Forum Moderators: open
UA: Mozilla/5.0 (compatible; MJ12bot/v1.2.5; [majestic12.co.uk...]
06-12: From: Server Farm
robots.txt? NO
UA: Mozilla/5.0 (compatible; MJ12bot/v1.2.4; [majestic12.co.uk...]
05-18: From: Server Farm
robots.txt? NO
05-07: From: . (that's a dot; misconfigured server)
robots.txt? NO
05-07: From: Server Farm
robots.txt? NO
05-02: From: 205.209.158.num
robots.txt? YES
Fake referer? YES
04-11: From: . (misconfigured server)
robots.txt? NO
Seems to me the long-standing, oft' proffered claim that the bot obeys robots.txt is specious/misleading when the MJ12bot doesn't ask for it in the first place.

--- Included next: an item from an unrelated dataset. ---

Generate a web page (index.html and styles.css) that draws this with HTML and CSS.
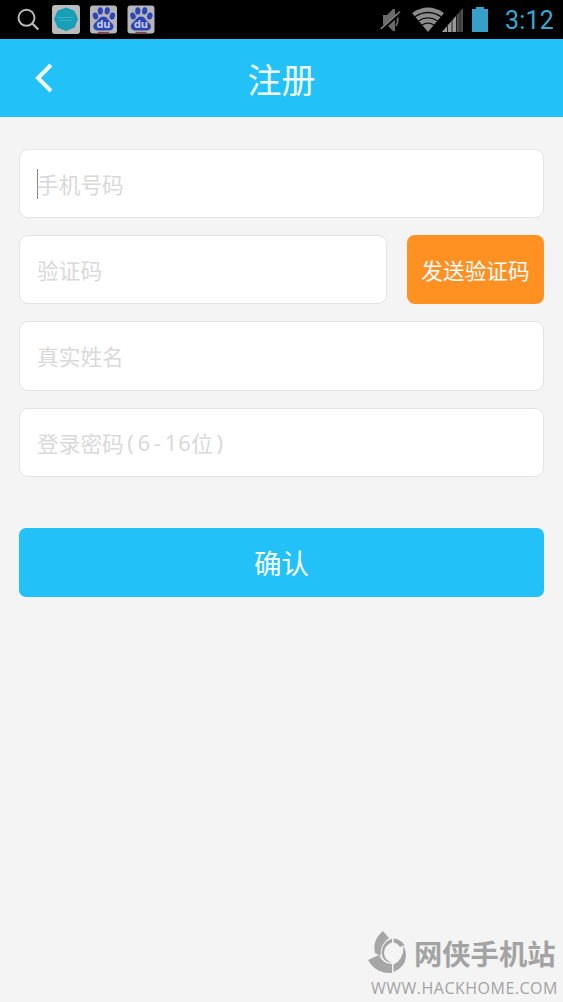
FILE: index.html
```html
<!DOCTYPE html>
<html lang="zh-CN">
<head>
<meta charset="utf-8">
<title>注册</title>
<link rel="stylesheet" href="styles.css">
</head>
<body>
<div class="screen">
  <div class="status">
    <svg class="status-icons" width="160" height="38" viewBox="0 0 160 38">
      <defs>
        <g id="paw">
          <rect width="27" height="28" rx="3" fill="#b5b6b9"/>
          <g fill="#2f45b5">
            <ellipse cx="5.500" cy="10.500" rx="2.700" ry="3.500" transform="rotate(-15 5.5 10.5)"/>
            <ellipse cx="10.300" cy="5.400" rx="2.600" ry="3.600"/>
            <ellipse cx="17.200" cy="5.400" rx="2.600" ry="3.600" transform="rotate(10 17.2 5.4)"/>
            <ellipse cx="22.300" cy="10.500" rx="2.700" ry="3.500" transform="rotate(12 22.3 10.5)"/>
            <path d="M13.500 11c3.800 0 4.500 3.500 7 5.500s3.800 4 2.500 6.500-5 2-9.500 2-8.200.5-9.500-2-.5-4.500 2-6.500 3.700-5.500 7.500-5.500z"/>
          </g>
          <path d="M8 27h11" stroke="#9a3b4b" stroke-width="1.200"/>
          <text x="13.500" y="22.500" text-anchor="middle" class="du">du</text>
        </g>
      </defs>
      <g fill="none" stroke="#b9b9b9" stroke-width="2"><circle cx="26.500" cy="17.800" r="8"/><path d="M32.300 23.500l6 6" stroke-width="2.400"/></g>
      <rect x="52" y="5" width="28" height="29" rx="3" fill="#b9bbbd"/>
      <path d="M66 7.500l8.500 3.300 3.500 8.200-3.500 8.500-8.500 3.500-8.500-3.500-3.500-8.500 3.500-8.200z" fill="#169fb5"/>
      <path d="M58 17.500h15M60 20.500h12" stroke="#4fb3c4" stroke-width="1.200" stroke-dasharray="2 .7"/>
      <use href="#paw" x="90" y="5.500"/>
      <use href="#paw" x="127.500" y="5.500"/>
    </svg>
    <div class="status-right">
      <svg width="112" height="38" viewBox="0 0 112 38">
        <path d="M3 15h4l6-6h2v22h-2l-6-6H3z" fill="#6a6a6a"/>
        <path d="M16 14q3.500 6 0 12" fill="none" stroke="#6a6a6a" stroke-width="1.800"/>
        <path d="M1.500 30.500L21 13" stroke="#000" stroke-width="2"/><path d="M.8 28.800L20 11.500" stroke="#7c7c7c" stroke-width="1.600"/>
        <path d="M32 13q16-11 32 0L48 32z" fill="#8b8b8b"/>
        <g fill="none" stroke="#111" stroke-width="1.300"><path d="M34.500 17q13.500-9 27 0M38 21.200q10-6.500 20 0M41.500 25.200q6.500-4 13 0"/></g>
        <path d="M83 8v24H62z" fill="#505050"/><path d="M76 16v16H62z" fill="#999"/>
        <path d="M67.500 24v8M72 20v12M76.500 14v18M80 10v22" stroke="#222" stroke-width="1"/>
        <path d="M92 9h4V7h8v2h4v23H92z" fill="#36a0c9"/>
      </svg>
      <span class="clock">3:12</span>
    </div>
  </div>
  <header class="bar">
    <svg class="back" width="20" height="30" viewBox="0 0 20 30"><path d="M18 2L5 15l13 13" fill="none" stroke="#f2fdff" stroke-width="4"/></svg>
    <h1>注册</h1>
  </header>
  <main class="form">
    <div class="field focused">手机号码</div>
    <div class="row">
      <div class="field grow">验证码</div>
      <button class="send">发送验证码</button>
    </div>
    <div class="field">真实姓名</div>
    <div class="field">登录密码<span class="cell">(</span><span class="cell">6</span><span class="cell">-</span><span class="cell">1</span><span class="cell">6</span>位<span class="cell">)</span></div>
    <button class="confirm">确认</button>
  </main>
  <footer class="mark">
    <div class="mark-top">
      <svg width="42" height="46" viewBox="0 0 42 46" fill="#a6a6a6">
        <path d="M15 0L21 7Q12 13 12.500 25L7 22Q4 9 15 0z"/>
        <path d="M0 29l11-5q4 9 13 9v9Q8 43 0 29z"/>
        <path d="M25.500 41v-7.500Q36 29 35.500 14q8 19-10 27z"/>
        <path d="M25.500 7.500q7 .5 11 6.500l-4.500 2q-2.500-4-6.500-4.500z"/>
        <path d="M24 7.500v4q-8 3-8 11 1 7 8 9.500-10-1-10.500-10.500Q14.500 11 24 7.500z"/>
      </svg>
      <span class="mark-name">网侠手机站</span>
    </div>
    <div class="mark-url">WWW.HACKHOME.COM</div>
  </footer>
</div>
</body>
</html>
```

FILE: styles.css
```css
* { box-sizing: border-box; }
body { margin: 0; font-family: "Noto Sans CJK SC", sans-serif; }
.screen { width: 563px; height: 1002px; background: #f4f4f4; display: flex; flex-direction: column; overflow: hidden; }
.status { height: 39px; background: #000; display: flex; justify-content: space-between; flex: none; }
.du { font: bold 11px "Open Sans", sans-serif; fill: #c8d0e8; }
.status-right { display: flex; width: 183px; }
.clock { font: 25px/41px Roboto, sans-serif; color: #38a9d4; margin-left: 13px; letter-spacing: .2px; }
.bar { height: 78px; flex: none; background: #22c1f7; display: grid; grid-template-columns: 80px 1fr 80px; align-items: center; }
.back { margin-left: 33px; }
.bar h1 { margin: 0; padding-top: 2px; text-align: center; font-size: 34px; line-height: 50px; font-weight: 400; color: #f2fdff; }
.form { padding: 32px 19px 0; display: flex; flex-direction: column; gap: 17px; flex: 1; }
.field { height: 69.200px; border: 1px solid #e4e4e4; border-radius: 9px; background: #fff; padding: 0 17px; display: flex; align-items: center; font-size: 21.700px; color: #d9d9d9; }
.focused::before { content: ""; width: 1px; height: 30px; margin-right: -1px; background: #888; }
.cell { width: 13.500px; text-align: center; font-family: "Noto Sans", sans-serif; }
.row { display: flex; gap: 20px; }
.grow { flex: 1; }
button { border: 0; padding: 0; font-family: inherit; color: #f6fdff; border-radius: 8px; }
.send { width: 137px; background: #ff9123; font-size: 21.700px; }
.confirm { height: 69px; margin-top: 34px; background: #22c1f7; font-size: 27.500px; border-radius: 7px; }
.mark { align-self: flex-end; width: 195px; height: 72px; color: #a3a3a3; }
.mark-top { display: flex; height: 47px; align-items: center; gap: 4px; }
.mark-name { font-size: 28.300px; line-height: 44px; padding-bottom: 2px; font-weight: 700; white-space: nowrap; }
.mark-url { font: 16px/22px "Open Sans", sans-serif; letter-spacing: .5px; padding-left: 3px; white-space: nowrap; }
```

[edited by: incrediBILL at 3:22 am (utc) on June 21, 2009]
[edit reason] Removed URL [/edit]
I am going to send Bill info on proposed scheme, it can be discussed on here as well (if anyone interested) - once you are happy that the proposed way is acceptable I'll get it implemented. I think there is a good chance that we'll have this working (in test phase) by mid-August.
SITE #1:
UA: Mozilla/5.0 (compatible; MJ12bot/v1.2.4; [majestic12.co.uk...]
Host: [yada-yada].craw.blueyonder.co.uk
Referers:
[majestic12.co.uk...]
[majestic12.co.uk...]
SITE #2:
UA: Mozilla/5.0 (compatible; MJ12bot/v1.2.5; [majestic12.co.uk...]
IP: 205.209.170.nn
Referer:
[majestic12.co.uk...]
QUESTIONS:
If those two different 27-character strings (10 nos hyphen 16 nos) were/are each site's 'key' -- how'd two, erm, somebody elses get them? Or were those just more fake bots and fake referers? Or--?
TIA
[edited by: incrediBILL at 8:15 am (utc) on Sep. 7, 2009]
[edit reason] clean up [/edit]
If those two different 27-character strings (10 nos hyphen 16 nos) were/are each site's 'key'
These numbers are not site keys - they are debug params that we only send when getting robots.txt, it allows us to identify "bucket" in which those urls were as well as exact crawler that crawler it. A bucket can contain up to 10k urls from all sort of sites, and same domain can be present in multiple "buckets", hence these numbers can't be used for crawler/site identification even though I've never seen fakes show such referer (they usually don't bother getting robots.txt in the first place).
The new "ident" feature is user-configurable and it will be send consistently by new version of the bot: v1.3.0 (or higher).